The fact that CompCert, seL4, and similar projects exist is proof that a large amount of composition is possible if you have enough time to spend on it. It’s true that you can’t compose arbitrary formalizations, but you can architect your formalizations to be composable. Functional or stateful matters less than the engineering work required.
Not really, the problem described in the article could be rewritten to think of Next as a function World->World.
Though in that case requiring that Next blinks both 'x' and 'y' should obviously mean they are required to blink synchronously. Depending on how you model World you can either compose the two Next functions that blink x and y or you can multiply their respective worlds and use the product map.

None of these feel unnatural.

Sure, that's a natural way of reading this requirement, but is it the right way?

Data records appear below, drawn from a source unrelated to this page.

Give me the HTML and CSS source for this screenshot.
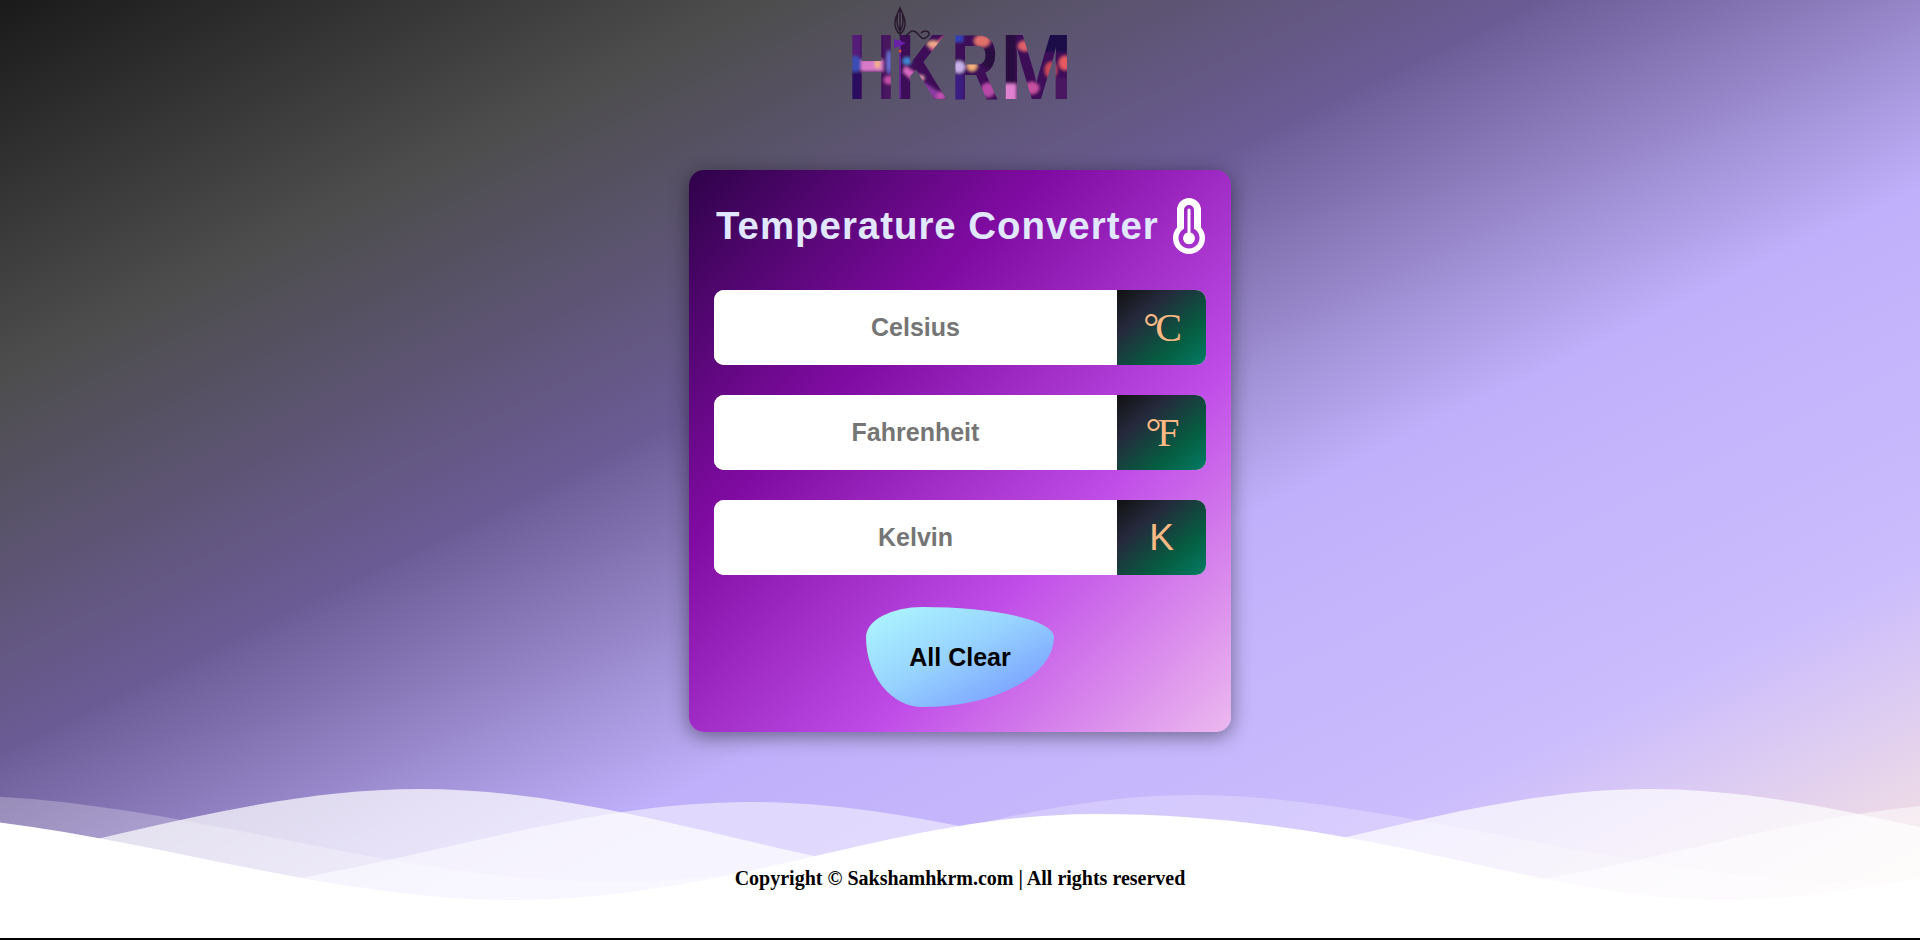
FILE: index.html
```html
<!DOCTYPE html>
<html lang="en">
<head>
<meta charset="utf-8">
<title>Temperature Converter</title>
<link rel="stylesheet" href="styles.css">
</head>
<body>
<div class="page">
  <svg class="waves" viewBox="0 0 1920 160" preserveAspectRatio="none" aria-hidden="true">
    <path class="wave-b" d="M-55 6C172 6 385 93 612 93S995 6 1193 6 1633 93 1860 93 2243 6 2441 6V160H-55Z"/>
    <path class="wave-c" d="M-210 96C4 96 206 0 420 0S829 96 1040 96 1443 0 1650 0 2066 96 2280 96V160H-210Z"/>
    <path class="wave-m" d="M130 106C341 106 539 13 750 13S1165 106 1378 106 1787 13 1998 13V160H130Z"/>
    <path class="wave-f" d="M-125 25C92 25 297 111 514 111S897 25 1095 25C1375 25 1535 111 1725 111S2139 25 2337 25V160H-125Z"/>
  </svg>
  <header class="brand">
    <svg class="logo" viewBox="0 -10 230 170" role="img" aria-label="HKRM logo">
      <defs>
        <mask id="letters" maskUnits="userSpaceOnUse" x="0" y="-10" width="230" height="170">
          <text class="logo-letter" transform="translate(3 89) scale(.71 1)">H</text>
          <text class="logo-letter" transform="translate(50 89) scale(.78 1)">K</text>
          <text class="logo-letter" transform="translate(106 89) scale(.72 1)">R</text>
          <text class="logo-letter" transform="translate(155 89) scale(.95 1)">M</text>
        </mask>
        <filter id="soft" x="0" y="0" width="1" height="1"><feGaussianBlur stdDeviation="1.4"/></filter>
      </defs>
      <g mask="url(#letters)">
        <g filter="url(#soft)">
          <rect x="-5" y="10" width="240" height="90" fill="#3d1059"/>
          <rect x="2" y="18" width="14" height="30" fill="#551a78"/>
          <ellipse cx="10" cy="54" rx="7" ry="8" fill="#3b4db5"/>
          <rect x="2" y="62" width="14" height="32" fill="#2a1060"/>
          <rect x="16" y="50" width="22" height="11" fill="#d87ac8"/>
          <rect x="30" y="49" width="5" height="9" fill="#f2b27e"/>
          <rect x="38" y="18" width="14" height="74" fill="#4a1260"/>
          <ellipse cx="44" cy="52" rx="2.5" ry="12" fill="#6a70d8"/>
          <ellipse cx="44" cy="70" rx="5" ry="4" fill="#c850a8"/>
          <path d="M84 38L102 24V34L90 42Z" fill="#d9608c"/>
          <ellipse cx="88" cy="34" rx="6" ry="3" fill="#f2ac88"/>
          <ellipse cx="62" cy="51" rx="4" ry="3.5" fill="#3f86d8"/>
          <path d="M60 56L78 68 72 74 58 62Z" fill="#d868c0"/>
          <ellipse cx="76" cy="68" rx="3" ry="2.5" fill="#f0a0c0"/>
          <path d="M78 72L100 86 94 92 74 80Z" fill="#8a3aa0"/>
          <ellipse cx="96" cy="86" rx="5" ry="4" fill="#c050b0"/>
          <rect x="106" y="20" width="12" height="12" fill="#3340b8"/>
          <ellipse cx="137" cy="31" rx="8" ry="6" fill="#e0706a"/>
          <ellipse cx="145" cy="48" rx="9" ry="12" fill="#2a0a40"/>
          <ellipse cx="114" cy="57" rx="6" ry="6" fill="#c8b0e8"/>
          <ellipse cx="127" cy="56" rx="5" ry="5" fill="#f4b07a"/>
          <rect x="106" y="64" width="13" height="28" fill="#3a1a80"/>
          <ellipse cx="143" cy="80" rx="7" ry="7" fill="#b84aa8"/>
          <rect x="156" y="74" width="15" height="18" fill="#e080d0"/>
          <rect x="156" y="18" width="15" height="54" fill="#2a0a40"/>
          <ellipse cx="180" cy="36" rx="7" ry="5" fill="#e0606a"/>
          <ellipse cx="187" cy="78" rx="7" ry="6" fill="#c850a0"/>
          <ellipse cx="206" cy="60" rx="6" ry="8" fill="#d04a58"/>
          <ellipse cx="220" cy="53" rx="6" ry="7" fill="#e85a60"/>
          <rect x="198" y="16" width="32" height="26" fill="#1e0a48"/>
          <rect x="210" y="68" width="20" height="26" fill="#4a1260"/>
        </g>
      </g>
      <path class="spear" d="M55 30V88"/>
      <g class="trident">
        <path d="M55 26V-2M55 -2C52 5 49 9 50 15 51 20 53 23 55 24 57 23 59 20 60 15 61 9 58 5 55 -2ZM52.5 5C51.5 11 52 17 55 21 58 17 58.5 11 57.5 5"/>
        <path d="M60 27C66 20 69 19 73 24S79 30 83 26 80 19 76 23"/>
      </g>
      <path class="sash" d="M49 29L61 33 55 36 49 38Z"/>
      <circle class="spear-dot" cx="55" cy="41" r="1.5"/>
    </svg>
  </header>
  <main class="converter">
    <div class="title-row">
      <h1 class="title">Temperature Converter</h1>
      <svg class="thermo" viewBox="0 0 32 56" aria-hidden="true">
        <path fill-rule="evenodd" d="M4 12a12 12 0 0 1 24 0V29.4A16 16 0 1 1 4 29.4ZM11 12V30.8A10.5 10.5 0 1 0 21 30.8V12a5 5 0 0 0-10 0Z"/>
        <path d="M14.5 12a1.5 1.5 0 0 1 3 0V34.5A6 6 0 1 1 14.5 34.5Z"/>
      </svg>
    </div>
    <div class="field">
      <input class="field-input" type="text" placeholder="Celsius">
      <span class="unit">°C</span>
    </div>
    <div class="field">
      <input class="field-input" type="text" placeholder="Fahrenheit">
      <span class="unit">°F</span>
    </div>
    <div class="field">
      <input class="field-input" type="text" placeholder="Kelvin">
      <span class="unit unit-k">K</span>
    </div>
    <div class="actions">
      <button class="clear" type="button">All Clear</button>
    </div>
  </main>
  <footer class="copyright">Copyright © Sakshamhkrm.com | All rights reserved</footer>
</div>
</body>
</html>
```
FILE: styles.css
```css
* { box-sizing: border-box; }
html, body { margin: 0; padding: 0; }
body { background: #fff; height: 940px; overflow: hidden; }
.page {
  position: relative;
  height: 940px;
  border-bottom: 2px solid #000;
  display: flex;
  flex-direction: column;
  align-items: center;
  overflow: hidden;
  background: linear-gradient(to bottom right, #1a1a1a 0%, #4d4d4d 20%, #6b5b95 40%, #c0b0fb 60%, #cbbcfd 80%, #ffeadc 100%);
}
.waves { position: absolute; left: 0; top: 789px; width: 1920px; height: 160px; }
.wave-b { fill: rgba(255,255,255,.25); }
.wave-c { fill: rgba(255,255,255,.7); }
.wave-m { fill: rgba(255,255,255,.5); }
.wave-f { fill: #fff; }
.brand { height: 170px; width: 100%; display: flex; justify-content: center; position: relative; }
.logo { width: 230px; height: 170px; }
.logo-letter { font-family: "Liberation Sans", sans-serif; font-weight: bold; font-size: 92px; fill: #fff; }
.trident { fill: none; stroke: #2a1a30; stroke-width: 1.5; }
.spear { stroke: #6a2aa0; stroke-width: 1.6; fill: none; }
.sash { fill: #6a20a8; }
.spear-dot { fill: #d84a3a; }
.converter {
  position: relative;
  width: 542px;
  height: 562px;
  padding: 28px 25px 25px;
  border-radius: 15px;
  background: linear-gradient(to bottom right, #2e0249 0%, #800ba2 33%, #c04ce8 67%, #ecb9ef 100%);
  box-shadow: 0 4px 20px rgba(0,0,0,.45);
}
.title-row { display: flex; justify-content: space-between; align-items: center; height: 56px; margin-bottom: 36px; padding-left: 2px; }
.title { margin: 0; font: bold 38.4px "Liberation Sans", sans-serif; letter-spacing: 1px; color: #e0e7ff; white-space: nowrap; }
.thermo { width: 32px; height: 56px; fill: #fff; margin-right: 1px; flex: none; }
.field { display: flex; height: 75px; margin-bottom: 30px; border-radius: 10px; overflow: hidden; background: #fff; }
.field-input { flex: 1; min-width: 0; border: 0; outline: 0; background: #fff; text-align: center; font: bold 25px "Liberation Sans", sans-serif; color: #333; }
.field-input::placeholder { color: #757575; opacity: 1; }
.unit {
  width: 89px; display: flex; align-items: center; justify-content: center;
  font: 40px "Liberation Serif", serif; letter-spacing: -4px; padding-right: 2px; color: #ffb985;
  background: linear-gradient(to bottom right, #111 0%, #25293c 30%, #055e41 70%, #047c66 100%);
}
.unit-k { font: 37px "Liberation Sans", sans-serif; letter-spacing: 0; padding-right: 0; }
.actions { display: flex; justify-content: center; margin-top: 32px; }
.clear {
  width: 188px; height: 100px; border: 0; padding: 0;
  border-radius: 30% 70% 70% 30% / 30% 30% 70% 70%;
  background: linear-gradient(to bottom right, #aef8ff 0%, #98d4ff 45%, #6f90ff 100%);
  font: bold 25px "Liberation Sans", sans-serif; color: #000;
}
.copyright {
  position: relative; margin-top: auto; padding-bottom: 48px;
  font: bold 20px "Liberation Serif", serif; color: #000;
}
```
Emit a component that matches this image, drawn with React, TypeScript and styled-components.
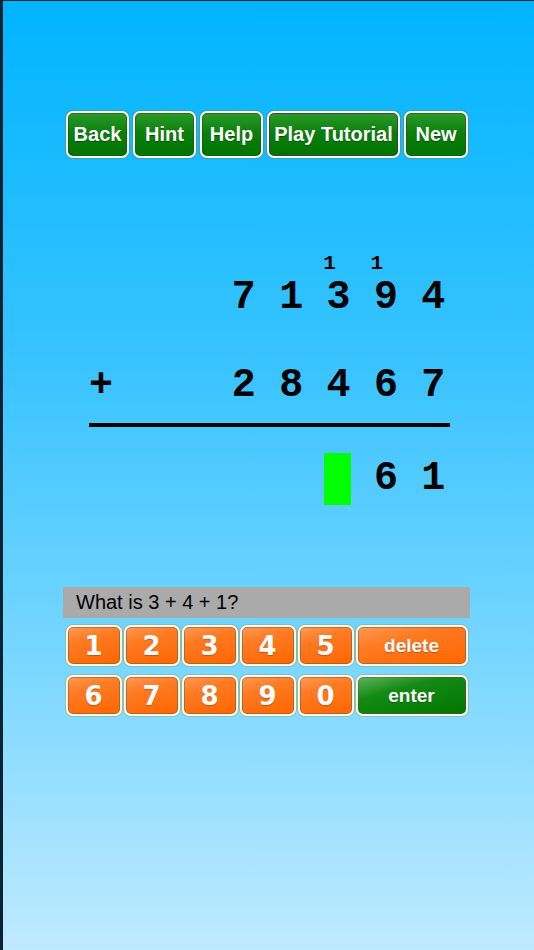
import styled, { createGlobalStyle } from 'styled-components';

const GlobalStyle = createGlobalStyle`
  html, body {
    margin: 0;
    padding: 0;
  }
  body {
    font-family: "Liberation Sans", Arial, sans-serif;
  }
`;

const Screen = styled.div`
  box-sizing: border-box;
  width: 534px;
  height: 950px;
  overflow: hidden;
  display: flex;
  flex-direction: column;
  align-items: center;
  border-left: 3px solid #0b2433;
  border-top: 1px solid #0b2433;
  background: linear-gradient(180deg, #00b4ff 0%, #3cc4ff 40%, #7ad7ff 70%, #bfeaff 100%);
`;

const Toolbar = styled.div`
  display: flex;
  gap: 4px;
  margin-top: 110px;
  margin-left: -3px;
`;

const GreenButton = styled.button<{ $width: number; $pressed?: boolean }>`
  box-sizing: border-box;
  width: ${({ $width }) => $width}px;
  height: 47px;
  padding: 0;
  border: 2px solid #fffbe3;
  border-radius: 7px;
  background: linear-gradient(180deg, #2b9b2b 0%, #0b800b 45%, #007300 100%);
  box-shadow: 0 0 0 1px rgba(120, 110, 70, 0.35),
    inset 0 0 0 1px ${({ $pressed }) => ($pressed ? 'rgba(60, 50, 110, 0.8)' : 'rgba(40, 70, 40, 0.5)')};
  color: #fff;
  font-family: "Liberation Sans", Arial, sans-serif;
  font-weight: bold;
  font-size: 20px;
  text-shadow: 0 1px 1px rgba(0, 0, 0, 0.35);
`;

const Sum = styled.div`
  width: 368px;
  margin-top: 94px;
  margin-left: 9px;
  display: flex;
  flex-direction: column;
  font-family: "Liberation Mono", "Courier New", monospace;
  font-weight: bold;
  color: #000;
`;

const Row = styled.div<{ $height: number; $gap?: number }>`
  display: flex;
  align-items: center;
  height: ${({ $height }) => $height}px;
  margin-top: ${({ $gap }) => $gap ?? 0}px;
`;

const Operator = styled.div`
  width: 24px;
  text-align: center;
  font-size: 40px;
  line-height: 1;
`;

const Digits = styled.div`
  display: flex;
  margin-left: auto;
`;

const Cell = styled.div<{ $small?: boolean; $shift?: number }>`
  width: 47.4px;
  display: flex;
  justify-content: center;
  align-items: center;
  font-size: ${({ $small }) => ($small ? 21 : 40)}px;
  line-height: 1;
  transform: translate(${({ $shift }) => $shift ?? 0}px, ${({ $small }) => ($small ? -2 : 0)}px);
`;

const Rule = styled.div`
  width: 361px;
  height: 4px;
  margin-top: 17px;
  background: #000;
`;

const Blank = styled.div`
  width: 27px;
  height: 52px;
  background: #00ff00;
  transform: translateX(-1px);
`;

const Question = styled.div`
  box-sizing: border-box;
  width: 407px;
  height: 31px;
  margin-top: 82px;
  margin-left: -4px;
  padding-left: 13px;
  display: flex;
  align-items: center;
  background: #aaaaaa;
  color: #000;
  font-size: 20px;
`;

const Keypad = styled.div`
  display: grid;
  grid-template-columns: repeat(5, 56px) 112px;
  grid-auto-rows: 41px;
  column-gap: 2px;
  row-gap: 9px;
  margin-top: 7px;
  margin-left: -4px;
`;

const Key = styled.button<{ $tone: 'orange' | 'green'; $word?: boolean }>`
  box-sizing: border-box;
  padding: 0;
  border: 2px solid #fffbe0;
  border-radius: 7px;
  background: ${({ $tone }) =>
    $tone === 'orange'
      ? 'linear-gradient(165deg, #ff9a55 0%, #ff7a22 35%, #ff6600 100%)'
      : 'linear-gradient(165deg, #5fb45f 0%, #138a13 35%, #007600 100%)'};
  box-shadow: 0 0 0 1px rgba(150, 140, 90, 0.35), inset 0 0 0 1px rgba(90, 80, 90, 0.45);
  color: #fff;
  font-family: ${({ $word }) =>
    $word ? '"Liberation Sans", Arial, sans-serif' : '"DejaVu Sans", Verdana, sans-serif'};
  font-weight: bold;
  font-size: ${({ $word }) => ($word ? 19 : 26)}px;
  text-shadow: 0 1px 1px rgba(0, 0, 0, 0.25);
`;

const top = ['7', '1', '3', '9', '4'];
const bottom = ['2', '8', '4', '6', '7'];
const carries = ['', '', '1', '1', ''];

export default function App() {
  return (
    <Screen>
      <GlobalStyle />
      <Toolbar>
        <GreenButton $width={63}>Back</GreenButton>
        <GreenButton $width={63}>Hint</GreenButton>
        <GreenButton $width={63}>Help</GreenButton>
        <GreenButton $width={133} $pressed>Play Tutorial</GreenButton>
        <GreenButton $width={64}>New</GreenButton>
      </Toolbar>

      <Sum>
        <Row $height={26}>
          <Digits>
            {carries.map((c, i) => (
              <Cell key={i} $small $shift={-9}>{c}</Cell>
            ))}
          </Digits>
        </Row>
        <Row $height={40}>
          <Digits>
            {top.map((d, i) => (
              <Cell key={i}>{d}</Cell>
            ))}
          </Digits>
        </Row>
        <Row $height={40} $gap={48}>
          <Operator>+</Operator>
          <Digits>
            {bottom.map((d, i) => (
              <Cell key={i}>{d}</Cell>
            ))}
          </Digits>
        </Row>
        <Rule />
        <Row $height={52} $gap={26}>
          <Digits>
            <Cell />
            <Cell />
            <Cell><Blank /></Cell>
            <Cell>6</Cell>
            <Cell>1</Cell>
          </Digits>
        </Row>
      </Sum>

      <Question>What is 3 + 4 + 1?</Question>
      <Keypad>
        {['1', '2', '3', '4', '5'].map((k) => (
          <Key key={k} $tone="orange">{k}</Key>
        ))}
        <Key $tone="orange" $word>delete</Key>
        {['6', '7', '8', '9', '0'].map((k) => (
          <Key key={k} $tone="orange">{k}</Key>
        ))}
        <Key $tone="green" $word>enter</Key>
      </Keypad>
    </Screen>
  );
}
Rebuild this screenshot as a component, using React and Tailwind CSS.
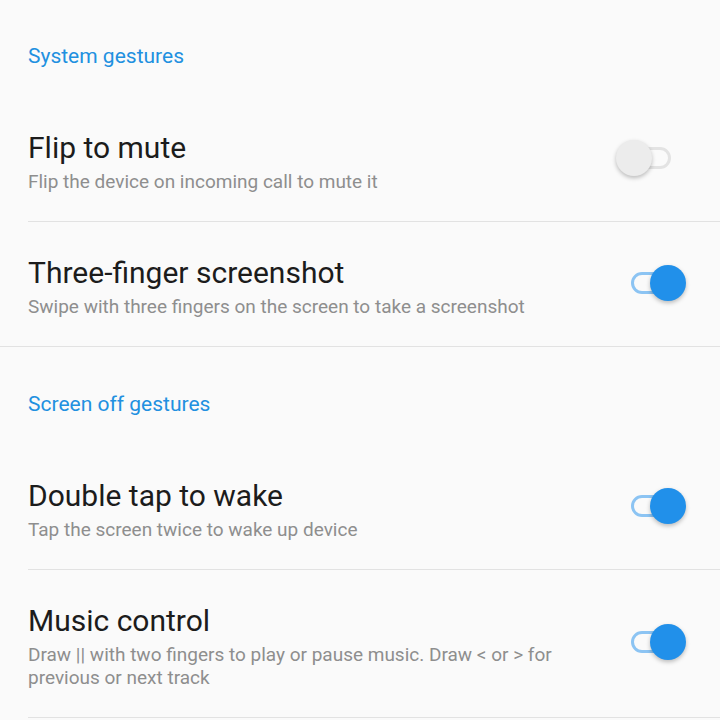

How would you specify the system such that it can produce:

[(x, y), (!x, y), (!x, !y), (x, !y), (!x, y), ...]

(that is, any interleaving of the two blinks that preserves the constraint that there is at least one blink in each "step")

If you ask me requiring at least one blink in each step is a bit awkward as it is a global requirement as opposed to a local one.

But you can add the requirement Next(World) <> World if you really want to. Then you just get two sets:

- Next(World) <> World

- Next(World).x in (World.x, !World.x)

and

- Next(World) <> World

- Next(World).y in (World.y, !World.y)

and if you combine them you get

- Next(World) <> World

- Next(World).x in (World.x, !World.x)

- Next(World).y in (World.y, !World.y)

which seems to do what you want.

Adding global constraints seems like an easy way to shoot yourself in the foot though.

What the article calls specifications are exactly programs in a logical paradigm (not exactly FP, but you can translate into it).

My understanding is that the problem the article states is that in a synchronous system with a global clock, everything has to be synchronized to that clock. And that if you do not add cycle-number dependent logic, you can not have cycle-number dependent memory. I fail to see what it new there, or even non-obvious enough to warrant an article.